Who would believe the next leader of the free world when he heaps praise on a country like Pakistan, which harbored Osama bin Laden for so long, and has been such a good friend to the Taliban?

The Pakistani prime minister, that’s who.

“Prime Minister Nawaz Sharif, you have a very good reputation. You are a terrific guy. You are doing amazing work which is visible in every way,” Trump said, according to the terrific readout from the Pakistani government. “I am ready and willing to play any role that you want me to play to address and find solutions to the outstanding problems. It will be an honor and I will personally do it. Feel free to call me anytime, even before 20 January, that is before I assume my office.”

When the Pakistani prime minister invited Trump to come visit, the president-elect immediately accepted. “Mr Trump said that he would love to come to a fantastic country, fantastic place of fantastic people. Please convey to the Pakistani people that they are amazing and all Pakistanis I have known are exceptional people.”

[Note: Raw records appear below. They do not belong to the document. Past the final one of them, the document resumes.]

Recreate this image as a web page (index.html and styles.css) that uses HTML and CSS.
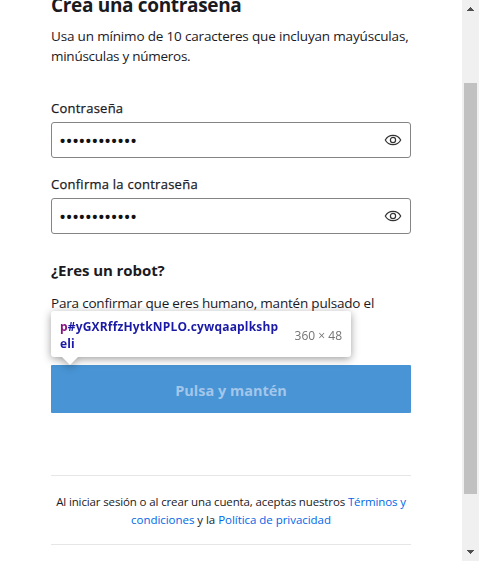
FILE: index.html
```html
<!DOCTYPE html>
<html lang="es">
<head>
<meta charset="utf-8">
<title>Crea una contraseña</title>
<link rel="stylesheet" href="styles.css">
</head>
<body>
<main class="page">
  <form class="form">
    <h1 class="title">Crea una contraseña</h1>
    <p class="intro"><span class="intro-a">Usa un mínimo de 10 caracteres que incluyan mayúsculas,</span><br><span class="intro-b">minúsculas y números.</span></p>
    <div class="field">
      <div class="label">Contraseña</div>
      <div class="input"><span class="dots">••••••••••••</span>
        <svg class="eye" viewBox="0 0 18 12"><path d="M1.3 6C3 2.8 5.7 1.3 9 1.3S15 2.8 16.7 6C15 9.2 12.3 10.7 9 10.7S3 9.2 1.3 6Z"/><circle cx="9" cy="6" r="2.6"/></svg>
      </div>
    </div>
    <div class="field">
      <div class="label">Confirma la contraseña</div>
      <div class="input"><span class="dots">••••••••••••</span>
        <svg class="eye" viewBox="0 0 18 12"><path d="M1.3 6C3 2.8 5.7 1.3 9 1.3S15 2.8 16.7 6C15 9.2 12.3 10.7 9 10.7S3 9.2 1.3 6Z"/><circle cx="9" cy="6" r="2.6"/></svg>
      </div>
    </div>
    <h2 class="robot">¿Eres un robot?</h2>
    <p class="confirm">Para confirmar que eres humano, mantén pulsado el</p>
    <div class="hold"><span>Pulsa y mantén</span>
      <div class="tip">
        <div class="selector"><span class="tag">p</span>#yGXRffzHytkNPLO.cywqaaplkshp<br>eli</div>
        <div class="size">360 × 48</div>
      </div>
    </div>
    <p class="legal"><span class="legal-a">Al iniciar sesión o al crear una cuenta, aceptas nuestros <a>Términos y</a></span><br><span class="legal-b"><a>condiciones</a> y la <a>Política de privacidad</a></span></p>
  </form>
</main>
<div class="scrollbar">
  <svg class="arrow" viewBox="0 0 7 4" shape-rendering="crispEdges"><path d="M3 0h1v1h1v1h1v1h1v1H0V3h1V2h1V1h1z"/></svg>
  <div class="thumb"></div>
  <svg class="arrow" viewBox="0 0 7 4" shape-rendering="crispEdges"><path d="M0 0h7v1H6v1H5v1H4v1H3V3H2V2H1V1H0z"/></svg>
</div>
</body>
</html>
```
FILE: styles.css
```css
* { box-sizing: border-box; }
body {
  margin: 0;
  height: 561px;
  overflow: hidden;
  display: flex;
  background: #fff;
  color: #1a1a1f;
  font-family: "Open Sans", "Noto Sans", sans-serif;
}
h1, h2, p { margin: 0; white-space: nowrap; }
.page { width: 462px; padding-left: 51px; }
.form { width: 360px; }
.title { margin-top: -9px; height: 28px; font-size: 19px; line-height: 28px; font-weight: 700; letter-spacing: -0.33px; }
.intro { margin-top: 7px; font-size: 13.5px; line-height: 20px; }
.intro-a { letter-spacing: -0.17px; }
.intro-b { letter-spacing: -0.27px; }
.intro + .field { margin-top: 32px; }
.label { height: 24px; font-size: 13px; line-height: 20px; font-weight: 500; letter-spacing: 0.25px; white-space: nowrap; -webkit-text-stroke: 0.25px #1a1a1f; }
.input {
  height: 36px;
  margin-bottom: 16px;
  padding: 0 8px 0 7px;
  display: flex;
  align-items: center;
  justify-content: space-between;
  border: 1px solid #858585;
  border-radius: 3px;
}
.dots { padding-top: 2px; font-size: 19px; line-height: 20px; letter-spacing: -0.7px; color: #111; }
.eye { width: 18px; height: 12px; fill: none; stroke: #333; stroke-width: 1.2; }
.robot { margin-top: 25px; font-size: 15px; line-height: 22px; font-weight: 700; letter-spacing: -0.07px; }
.confirm { margin-top: 12px; height: 72px; font-size: 13.5px; line-height: 20px; letter-spacing: -0.2px; }
.hold {
  position: relative;
  height: 48px;
  border-radius: 1px;
  background: #4894d4;
  color: #a3c6eb;
  display: flex;
  align-items: center;
  justify-content: center;
  padding-top: 2px;
  font-size: 14.5px;
  font-weight: 700;
}
.tip {
  position: absolute;
  left: 0;
  top: -54px;
  width: 300px;
  height: 46px;
  padding: 0 9px;
  display: flex;
  align-items: center;
  justify-content: space-between;
  border-radius: 3px;
  background: #fff;
  filter: drop-shadow(0 2px 4px rgba(0,0,0,.38));
  white-space: nowrap;
}
.tip::after {
  content: "";
  position: absolute;
  left: 11px;
  top: 46px;
  border: 8px solid transparent;
  border-bottom: 0;
  border-top-color: #fff;
}
.selector { padding-top: 1px; color: #1a1aa6; font-size: 12px; line-height: 17px; font-weight: 700; letter-spacing: 0.17px; }
.tag { color: #881280; }
.size { color: #737373; font-size: 12px; font-weight: 400; padding-top: 2px; }
.legal {
  margin-top: 62px;
  height: 70px;
  padding-top: 17px;
  border-top: 1px solid #e6e6e6;
  border-bottom: 1px solid #e6e6e6;
  text-align: center;
  font-size: 11.5px;
  line-height: 18px;
}
.legal-a { letter-spacing: -0.13px; }
.legal-b { letter-spacing: -0.04px; }
.legal a { color: #0067e6; }
.scrollbar {
  width: 17px;
  height: 561px;
  display: flex;
  flex-direction: column;
  align-items: center;
  justify-content: space-between;
  padding: 7px 0;
  background: #f0f0f0;
}
.arrow { width: 7px; height: 4px; fill: #505050; }
.thumb { width: 13px; height: 411px; background: #c1c1c1; margin-top: 16px; }
```
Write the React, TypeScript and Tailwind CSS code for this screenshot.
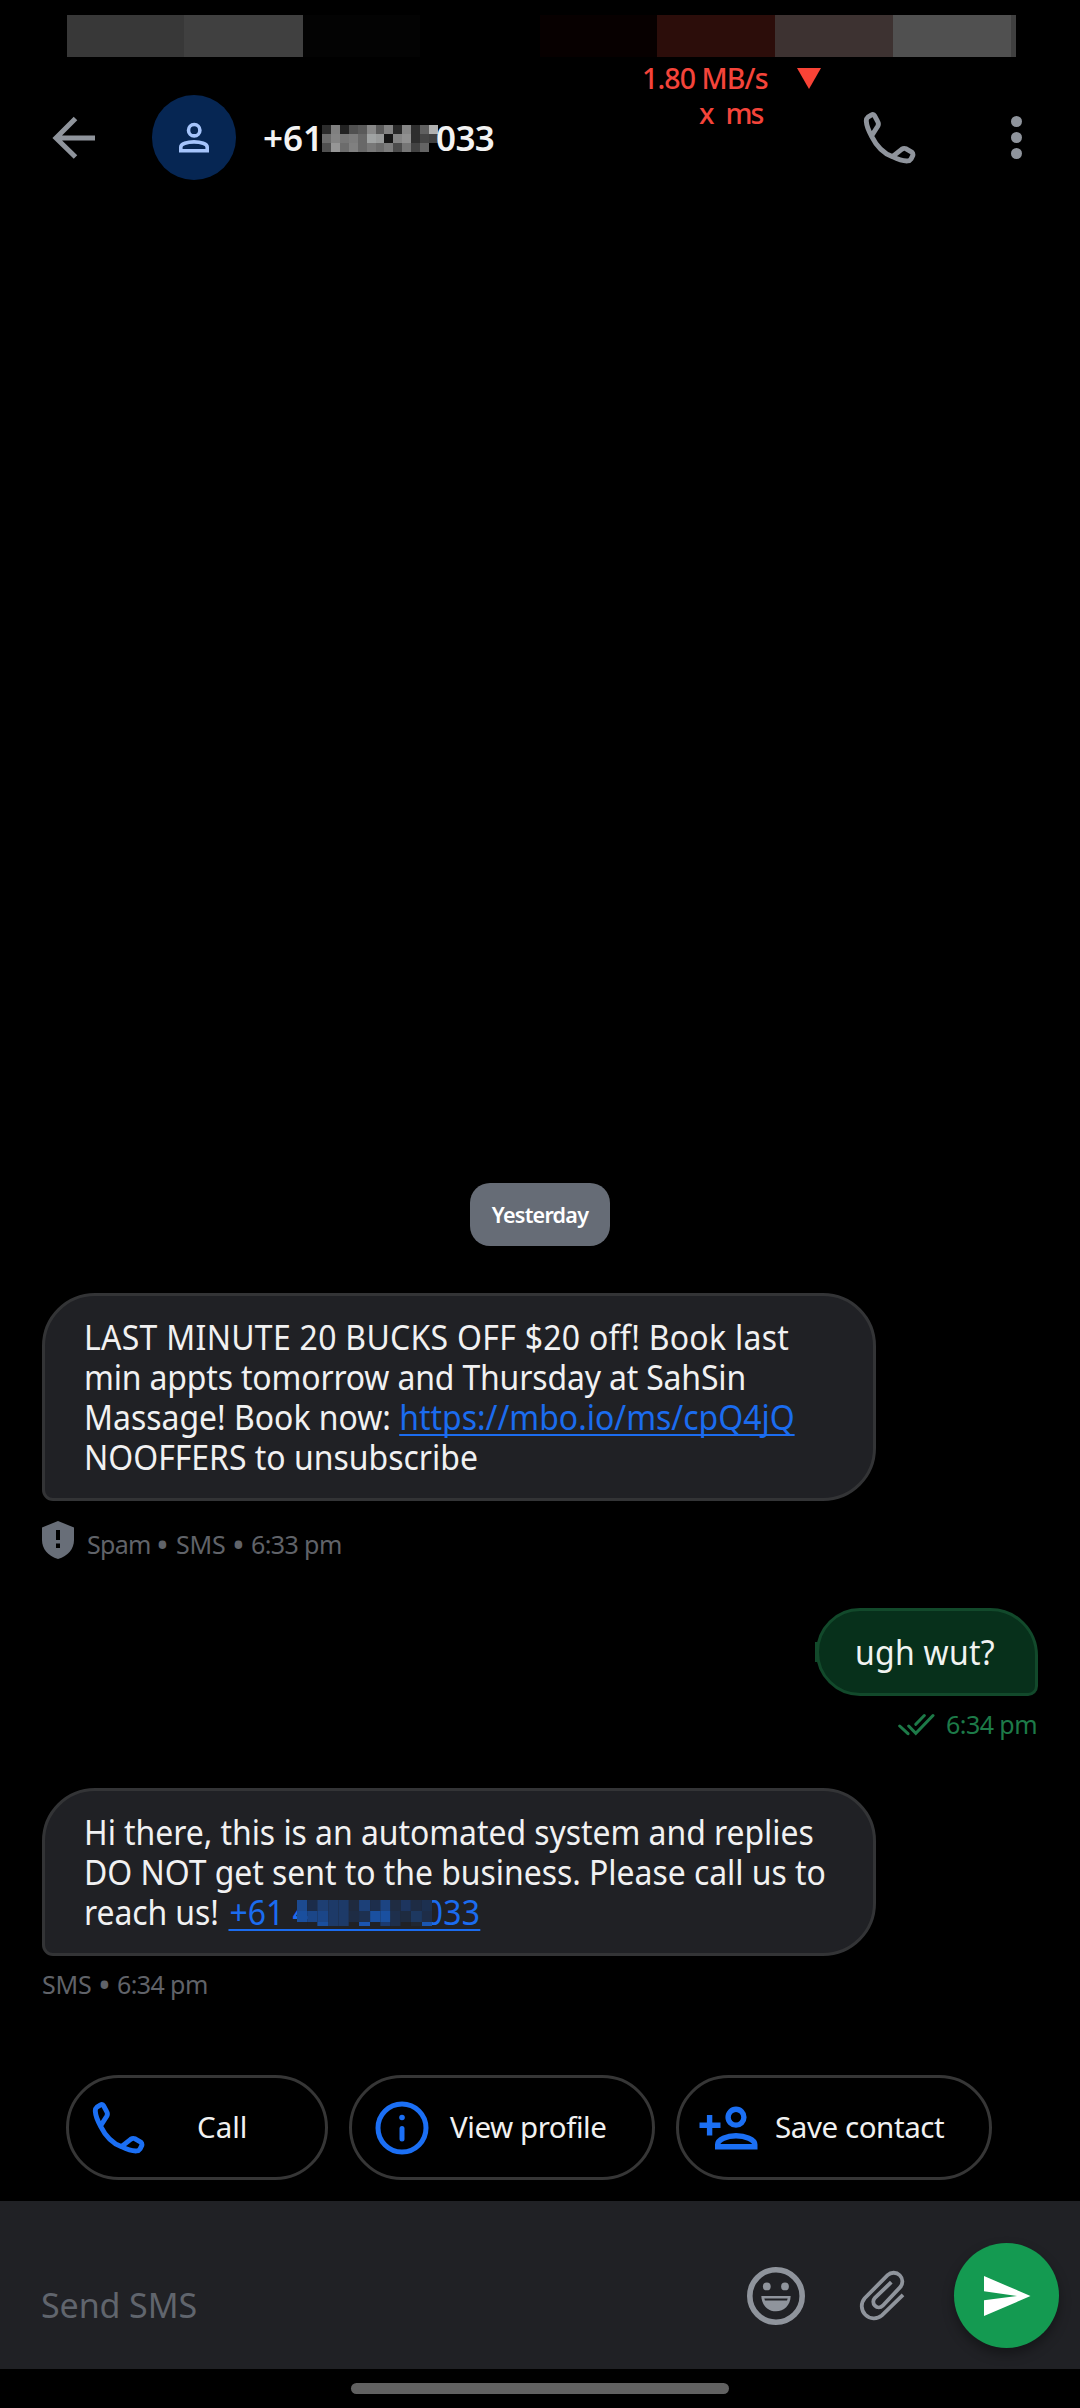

This is the same Donald Trump who suggested that Barack Obama was too cozy or too weak to deal with terrorism. Trump lambasted Obama for refusing to use the words “radical Islamic terrorists.” In the fantastic country known as Pakistan, they call them freedom fighters.

This is the same Donald Trump who professes to love “the Hindu” and made time in his busy transition to meet with his Indian business partners, just before the Trump Organization cut a new deal in Kolkata. That Hindu-loving Trump should talk to the Pakistani-loving Trump about the role he just offered to play in solving outstanding problems.

We ought to just get over it our own weird attachment to facts and words. In dropping our old-fashioned belief in the truth, we might better comprehend how the president-elect saved 1,100 Indiana jobs at a cost of $7m in incentives for the outsourcing employer, Carrier. (Another 1,000 jobs were lost anyway, but who’s counting?)

Some of us are old to enough remember how the Tea Party movement was disgusted by Obama saving the entire auto industry (1.5m jobs) in 2009 at a cost of $9bn. (Cost of Trump’s job savings: $7,000 per job. Cost of Obama’s job savings: $6,000 per job. That’s socialism for you.)

This is a world in which the contagion of fact-free words is spreading rapidly. How else to explain the extraordinary tweets from the normally secret Office of Government Ethics? The people who vet government officials for conflicts of interest were gushing in their response to Trump’s vague promises about separating his presidency from his profits.

Normally the ethics referees might be loathe to heap love and respect on a president-elect enriching himself while in office, possibly in breach of things like the Constitution.

But all it took was a few simple tweets from Trump – promising a press conference and some documents removing him from “business operations” – to earn a big thumbs up. “Bravo! Only way to resolve these conflicts of interest is to divest,” tweeted the ethics team. “Good call!”

This is like the anti-doping agencies saying bravo to Russia for promising a press conference to disavow steroids. Come to think of it, maybe Russian hackers have already seized control of the Twitter account attached to the ethics office.

Every now and again, the Trumpistas say something true, and they sound exasperated. Speaking at Harvard, Kellyanne Conway threw up her hands and exclaimed: “Everybody wants to go back in a time machine and do things differently so this result that nobody saw coming won’t come somehow.”

How true. Let’s hope that Jill Stein voters in Michigan, Pennsylvania and Wisconsin understand that the recount is no time machine. Because they numbered more than Trump’s margin of victory in each state, and effectively handed the presidency to him.

Then again, they may not care about the facts either. As Trump himself likes to say, the system is rigged. It’s rigged in his favor.